The Bernards of Bandon became the Earls of Bandon in 1800.  The first of the line originated in Westmoreland in the reign of Queen Elizabeth and his son was Lord of the Manor in Castle-Mahon, Bandon on the outbreak of the rebellion in 1641.  After 1702 Francis Bernard invested heavily in land forfeit during the Jacobite years which came onto the market.  On 1742 the Durrus lands were purchased from Charles Moore of Tipperary by Stephen Bernard in trust for Frances Bernard.  The lands included a fish palace at the Island/Brahalish. and included here are the Durrus lands.

Sometime in the 1850s they came into possession of estates in Durrus, on the expiration of the Evanson’s lease (this was rented at £540 a year), comprising townlands around the village and west to Ahakista referred to in various deeds as ‘six ploughlands of Coolnalong alias Four Mile Water with the sub-denominations of Dromenea and Brahalish. The current village was laid out replacing a collection of mud cabins and a weavers colony during their tenure and they built a hotel naming it the ‘Bandon Arms’, this later became the property of the Philips family. Lord Bandon is reputed to have built the folly at Droumnea, Kilcrohane as relief work in 1847.  Their efforts were praised in the local paper in November 1867 where it was said that every inducement is given to tenants to improve their holdings and the good results of liberal landlordism as in the case of the Bandons was to be seen in their estates in the west.

Captain Thomas the mining engineer produced a pamphlet in 1865 and said that a few years ago a few mud thatched cabins were the only habitations to be seen in Carrigbui.  In their place neat labourer’s cottages, good shops, police barracks, dispensary, post office and an ornamental and well built hotel under the patronage of the Earl of Bandon can be seen.  The exports weekly are some 40,000 eggs with quantities of butter and cattle

Mary Catherine Henrietta Bernard of Castle Bernard daughter of Lord Bandon married Colonel Aldworth on the 30th July 1863 and an address and copy of ‘God’s Holy Word’ was sent by Rev Freke and the tenantry of Durrus to which she returned thanks.  At Dreenlomane Mine (operating until c1920) owned by Lord Bandon, Captain Thomas set tar barrels alight on Mount Corrin which illuminated the sky all night and the 150 miners and their wives were treated to refreshments and similar celebrations were held in Carrigbui.

Lord Bandon was an enthuastic exponent of flax growing in the 1860s.  On the 22nd February 1864 he addressed a meeting at Carrigbui Courthouse attended by Rev James Freke, Richard Tonson Evanson, and a large assemblage of ‘the yeoman farmers’ of the neighbourhood.
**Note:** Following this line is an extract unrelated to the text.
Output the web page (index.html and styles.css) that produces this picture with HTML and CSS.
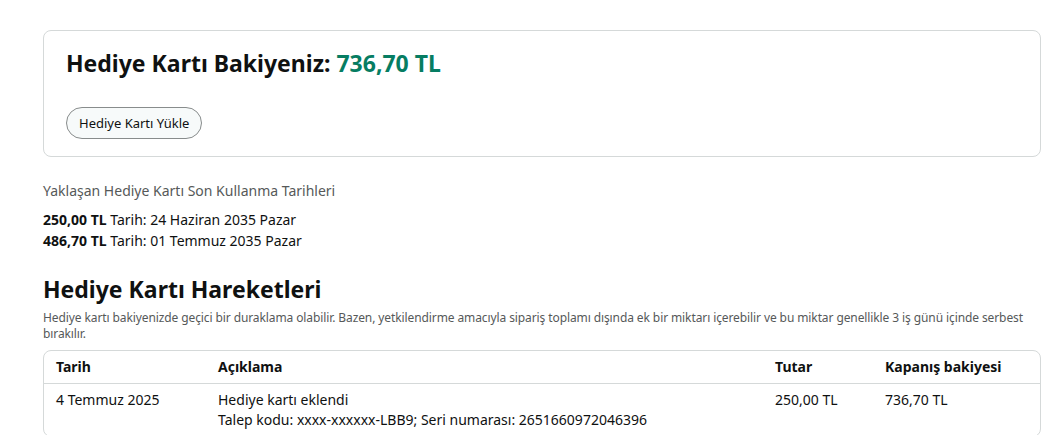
FILE: index.html
```html
<!DOCTYPE html>
<html lang="tr">

<head>
    <meta charset="UTF-8">
    <meta name="viewport" content="width=device-width, initial-scale=1.0">
    <title>Hediye Kartı</title>
    <link rel="stylesheet" href="styles.css">
</head>

<body>
    <div class="page">
        <div class="balance-box">
            <h1 class="balance-title">Hediye Kartı Bakiyeniz: <span class="amount">736,70 TL</span></h1>
            <button class="load-btn" type="button">Hediye Kartı Yükle</button>
        </div>

        <div class="expiry">
            <div class="expiry-title">Yaklaşan Hediye Kartı Son Kullanma Tarihleri</div>
            <div class="expiry-list">
                <div><b>250,00 TL</b> Tarih: 24 Haziran 2035 Pazar</div>
                <div><b>486,70 TL</b> Tarih: 01 Temmuz 2035 Pazar</div>
            </div>
        </div>

        <h2 class="section-title">Hediye Kartı Hareketleri</h2>
        <p class="note">Hediye kartı bakiyenizde geçici bir duraklama olabilir. Bazen, yetkilendirme amacıyla sipariş toplamı dışında ek bir miktarı içerebilir ve bu miktar genellikle 3 iş günü içinde serbest bırakılır.</p>

        <div class="tx-table">
            <div class="tx-row tx-head">
                <div>Tarih</div>
                <div>Açıklama</div>
                <div>Tutar</div>
                <div>Kapanış bakiyesi</div>
            </div>
            <div class="tx-row">
                <div>4 Temmuz 2025</div>
                <div>Hediye kartı eklendi<br>Talep kodu: xxxx-xxxxxx-LBB9; Seri numarası: 2651660972046396</div>
                <div>250,00 TL</div>
                <div>736,70 TL</div>
            </div>
        </div>
    </div>
</body>

</html>
```

FILE: styles.css
```css
body {
    margin: 0;
    background: #fff;
    color: #0f1111;
    font-family: "Noto Sans", "DejaVu Sans", sans-serif;
    font-size: 14px;
    line-height: 20px;
}

.page {
    width: 998px;
    margin-left: 43px;
    padding-top: 30px;
}

.balance-box {
    border: 1px solid #d5d9d9;
    border-radius: 8px;
    padding: 16px 22px 17px;
}

.balance-title {
    margin: 0 0 28px;
    font-size: 23px;
    line-height: 32px;
    font-weight: 700;
}

.amount {
    color: #067d62;
}

.load-btn {
    height: 32px;
    padding: 0 12px;
    border: 1px solid #888c8c;
    border-radius: 16px;
    background: #f7fafa;
    color: #0f1111;
    font-family: inherit;
    font-size: 13px;
    cursor: pointer;
}

.expiry {
    margin-top: 24px;
}

.expiry-title {
    color: #565959;
}

.expiry-list {
    margin-top: 8px;
    line-height: 21px;
}

.section-title {
    margin: 22px 0 5px;
    font-size: 23px;
    line-height: 32px;
    font-weight: 700;
}

.note {
    margin: 0 0 8px;
    font-size: 12px;
    line-height: 16px;
    letter-spacing: -0.1px;
    color: #565959;
}

.tx-table {
    border: 1px solid #d5d9d9;
    border-radius: 8px;
}

.tx-row {
    display: grid;
    grid-template-columns: 162px 557px 110px 1fr;
    padding: 6px 12px;
}

.tx-head {
    font-weight: 700;
    border-bottom: 1px solid #d5d9d9;
}
```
He addressed a similar meeting in Bantry a few days before. He mentioned the Munster Flax Society, the imminent coming of the railway, and the establishment of scutching mills to rebut charges of previous failure.  He suggested a reduction in the area devoted to potatoes and a little flax to be added.  Persons were appointed to do an assessment of what would be planted in each townland next season and bring this to a meeting to be held the following week.  Later the Royal Dublin Society appointed a Mr Wilson from the North to provide technical assistance and a flax market was functioning in Ballineen in 1865.  A full flax mill was established outside Bandon by James H Swanton in 1865.  it might be remembered that the American Civil war was raging at the time making cotton scarce, the growing of flax in West Cork had always thrived during was but declines after.  While there are numerous flax ponds in the area the crop never took off like it did in Northern Ireland.

James Francis Bernard (1850-1924) was the 4th earl of Bandon and Lord Lieutenant of County Cork.  May Roberts, Brahalish remembers Lord Bandon arriving in the area with a four wheeled car and the Coachman Timmy Burke on top a going to his hunting lodge at the present Durrus Court.  Lord Bandon was in Durrus in 22nd February 1864 to promote flax growing.  The large farm at Gearamin, Cummer now owned by a German was part of the hunting area.   There was some association between the Philips family and Lord Bandon.  They managed the estate and their home farm was extensive from Ahagouna to Rusheeniska taking in some of Clashadoo and Gearamin.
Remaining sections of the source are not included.